Questo è il Museo dedicato a Morgagni, docente di anatomia vissuto tra il 1682 ed il 1771, inventore del metodo anatomo-clinico e dell’anatomia moderna.
Situato nel cuore del centro città, il Museo di Anatomia Patologica di Padova è dedicato a Giovanni Battista Morgagni (non a caso nominato anche dai suoi colleghi “Sua Maestà Anatomica“), fondatore dell’Anatomia patologica e ricopre un ruolo fondamentale per la sua funzione didattica.
Inaugurato circa negli anni ’70 dell’800, questo Museo raccoglie circa 1300 reperti catalogati per patologia (tra lebbra, deformazioni quali ciclopi o gemelli toraco-paghi, argirosi e tante altre!) nonchè metodi di conservazione, quali la mummificazione, cerificazione e la tannizzazione, sotto formalina o a secco.

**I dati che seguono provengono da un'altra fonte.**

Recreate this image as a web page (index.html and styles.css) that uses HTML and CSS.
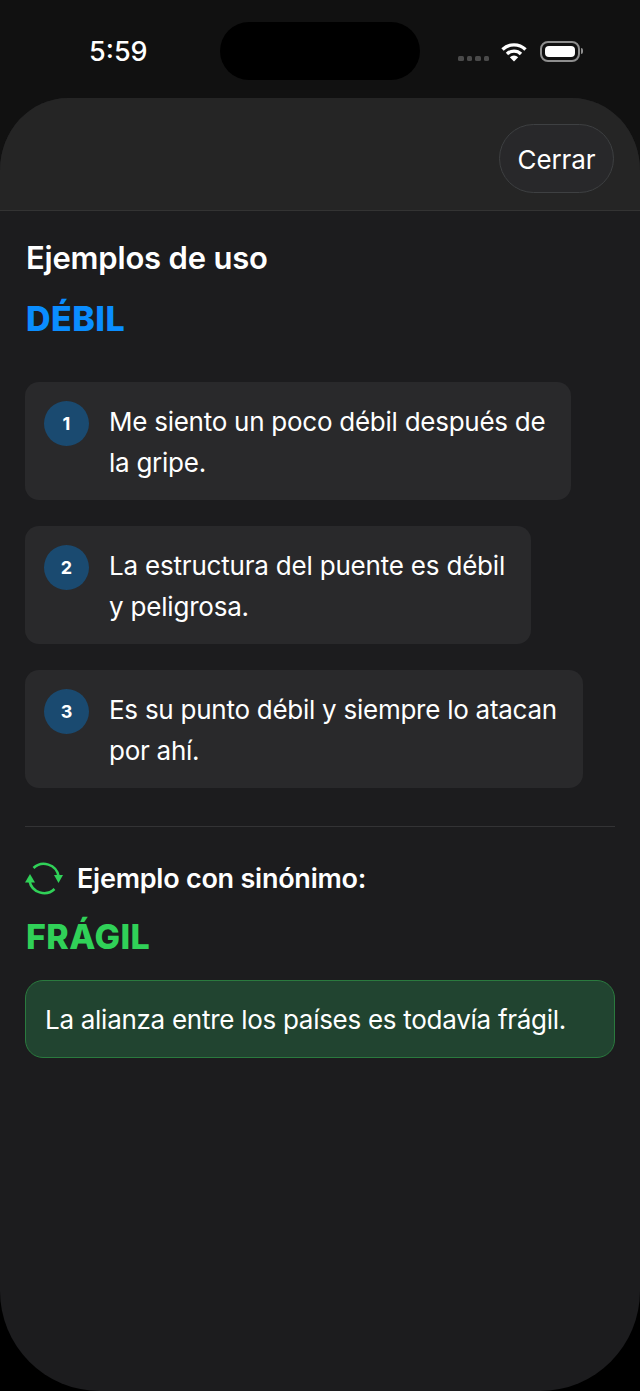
FILE: index.html
```html
<!DOCTYPE html>
<html>
<head>
<meta name="viewport" content="width=device-width, initial-scale=1">
<link rel="stylesheet" href="styles.css">
</head>
<body>

<div class="status">
  <span class="time">5:59</span>
  <div class="island"></div>
  <div class="status-icons">
    <div class="dots"><i></i><i></i><i></i><i></i></div>
    <svg class="wifi" width="26" height="20" viewBox="0 0 26 20">
      <path d="M1.5 7.5 A16.5 16.5 0 0 1 24.5 7.5" fill="none" stroke="#fff" stroke-width="3.4"/>
      <path d="M6 12 A10 10 0 0 1 20 12" fill="none" stroke="#fff" stroke-width="3.4"/>
      <path d="M8.8 15.2 L13 19.6 L17.2 15.2 A6 6 0 0 0 8.8 15.2 Z" fill="#fff"/>
    </svg>
    <div class="battery"><div class="battery-fill"></div></div>
    <div class="battery-cap"></div>
  </div>
</div>

<div class="sheet">
  <div class="sheet-head">
    <button class="close">Cerrar</button>
  </div>

  <div class="content">
    <h2 class="title">Ejemplos de uso</h2>
    <div class="word blue">DÉBIL</div>

    <div class="examples">
      <div class="example">
        <span class="num">1</span>
        <p>Me siento un poco débil después de<br>la gripe.</p>
      </div>
      <div class="example">
        <span class="num">2</span>
        <p>La estructura del puente es débil<br>y peligrosa.</p>
      </div>
      <div class="example">
        <span class="num">3</span>
        <p>Es su punto débil y siempre lo atacan<br>por ahí.</p>
      </div>
    </div>

    <div class="divider"></div>

    <div class="syn-head">
      <svg width="38" height="33" viewBox="0 0 38 33">
        <path d="M8.5 6 A15 15 0 0 1 33.5 14" fill="none" stroke="#30d158" stroke-width="2.6"/>
        <path d="M29.5 27 A15 15 0 0 1 4.5 19" fill="none" stroke="#30d158" stroke-width="2.6"/>
        <path d="M29 13 L38 13 L33.5 21 Z" fill="#30d158"/>
        <path d="M0 20.5 L10 20.5 L5 12 Z" fill="#30d158"/>
      </svg>
      <span>Ejemplo con sinónimo:</span>
    </div>
    <div class="word green">FRÁGIL</div>

    <div class="syn-box">La alianza entre los países es todavía frágil.</div>
  </div>
</div>

</body>
</html>
```

FILE: styles.css
```css
* {box-sizing: border-box;}

html, body {
  margin: 0;
  height: 100%;
}

body {
  font-family: Inter, "Liberation Sans", sans-serif;
  color: #fff;
  background: linear-gradient(#111111 50%, #000000 50%);
  overflow: hidden;
}

/* Status bar */
.status {
  height: 98px;
  position: relative;
  display: flex;
  align-items: flex-start;
}

.time {
  margin: 37px 0 0 89px;
  font-size: 27px;
  line-height: 30px;
  font-weight: 500;
}

.island {
  position: absolute;
  left: 220px;
  top: 22px;
  width: 200px;
  height: 58px;
  border-radius: 29px;
  background: #000;
}

.status-icons {
  margin: 41px 0 0 auto;
  padding-right: 57px;
  display: flex;
  align-items: flex-start;
}

.dots {
  display: flex;
  gap: 3px;
  margin: 15px 12px 0 0;
}

.dots i {
  width: 5.5px;
  height: 5px;
  border-radius: 1.5px;
  background: #4a4a4a;
}

.wifi {
  margin-top: 1px;
}

.battery {
  width: 40px;
  height: 21px;
  margin-left: 13px;
  padding: 3px;
  border: 2px solid #8e8e8e;
  border-radius: 8px;
}

.battery-fill {
  height: 100%;
  border-radius: 4px;
  background: #fff;
}

.battery-cap {
  width: 2px;
  height: 6px;
  margin: 7px 0 0 1px;
  border-radius: 0 2px 2px 0;
  background: #8e8e8e;
}

/* Sheet */
.sheet {
  height: 1293px;
  background: #1c1c1e;
  border-radius: 68px 68px 100px 100px / 72px 72px 100px 100px;
  overflow: hidden;
}

.sheet-head {
  height: 113px;
  padding: 26px 26px 0 0;
  display: flex;
  justify-content: flex-end;
  align-items: flex-start;
  background: #252525;
  border-bottom: 1px solid #333333;
}

.close {
  width: 115px;
  height: 69px;
  border: 1px solid #3e4042;
  border-radius: 35px;
  background: #28282a;
  color: #fff;
  font-family: inherit;
  font-size: 26px;
  letter-spacing: -0.1px;
  padding: 2px 0 0 0;
}

.content {
  padding: 29px 25px 0 25px;
}

.title {
  margin: 0 0 0 1px;
  font-size: 31px;
  line-height: 36px;
  font-weight: 600;
  letter-spacing: -0.2px;
}

.word {
  margin-left: 1px;
  font-size: 34px;
  line-height: 40px;
  font-weight: 800;
  letter-spacing: 0.45px;
}

.blue {
  color: #0a8dff;
  margin-top: 23px;
}

.green {
  color: #30d158;
  margin-top: 22px;
}

.examples {
  margin-top: 43px;
  display: flex;
  flex-direction: column;
  align-items: flex-start;
  gap: 26px;
}

.example {
  display: flex;
  align-items: flex-start;
  gap: 20px;
  padding: 19px 26px 17px 19px;
  border-radius: 14px;
  background: #29292b;
}

.example p {
  margin: 0;
  font-size: 26px;
  line-height: 41px;
  letter-spacing: -0.26px;
}

.example:nth-child(2) p {
  letter-spacing: -0.2px;
}

.num {
  flex: none;
  width: 45px;
  height: 45px;
  border-radius: 50%;
  background: #1a4a70;
  display: flex;
  align-items: center;
  justify-content: center;
  font-size: 18px;
  font-weight: 700;
}

.divider {
  height: 1px;
  margin-top: 38px;
  background: #333335;
}

.syn-head {
  margin-top: 35px;
  display: flex;
  align-items: center;
  gap: 14px;
  font-size: 27px;
  font-weight: 600;
  letter-spacing: -0.24px;
}

.syn-box {
  margin-top: 23px;
  padding: 1px 19px 0 19px;
  height: 78px;
  display: flex;
  align-items: center;
  border: 1px solid #2a7a3e;
  border-radius: 18px;
  background: #214430;
  font-size: 26px;
  letter-spacing: -0.28px;
}
```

Il Museo ricopre un ruolo fondamentale nella didattica ma è altresì un tributo a tutti gli anatomisti del passato, come Vesalio, Brunetti o Fanzago: al suo interno il visitatore può toccare con gli occhi, come a me piace dire, tutte quelle che sono alcune delle patologie passate ad oggi debellate, in qualche modo fermate nel loro tempo dietro queste splenide teche.
Si rimane affascinati da questi reperti, complici e testimoni di stranezze e mirabilia ad oggi solo lontano, lontanissimo ricordo ma che al contempo può farci riflettere sulla delicatezza del corpo umano, spesso e volentieri involucro di batteri e virus.
Possiamo distinguere tra reperti preparati a secco, quali ad esempio la mummificazione, risultavano più durature e semplici ma con diversi difetti legati alla trasformazione dell’esemplare originario (problema che non si poneva per i reperti ossei).
Vi sono poi i preparati sotto liquido, dove l’esemplare veniva fissato attraverso un liquido conservativo ed infine immerso in esso dentro un barattolo di vetro.
Nell’immagine di copertina che di seguito viene riproposta, troviamo colei che ritengo un po’ la “Regina”, ovvero il busto della Suicida punita, un reperto tannizzato da Brunetti.
Questo pezzo, che vinse la Medaglia d’Oro all’Esposizione Universale di Parigi nel 1867, rappresenta il busto di una giovane donna che, secondo la storia, si suicidò di seguito ad una delusione d’amore ed il cui corpo venne rinvenuto nel fiume che scorreva proprio sotto le finestre dello stesso Istituto.
Nel recuperarlo, vennero usati ganci e corde i quali rovinarono la pelle e gli occhi della ragazza: Brunetti dapprima effettuò un calco in gesso del volto, le spellò il volto, non danneggiandone i capelli, effettuò una sgrassatura ed infine fissò con l’acido tannico la pelle che ripose sul busto ottenuto dal calco.
Infine, per mascherare le lesioni, il Brunetti sfruttò le stesse per rimarcare la punizione dell’atto suicidario, collocando dei serpenti in volto intenti a divorarlo.
Nel novembre del 2018 il Museo è stato riaperto proponendo una forma rinnovata da un punto di vista strutturale nonchè didattico-scientifico: i reperti risultano essere valorizzati ed al contempo preservati ancora più in sicurezza garantendo al visitatore una visione a 360° ed ottimale degli esemplari.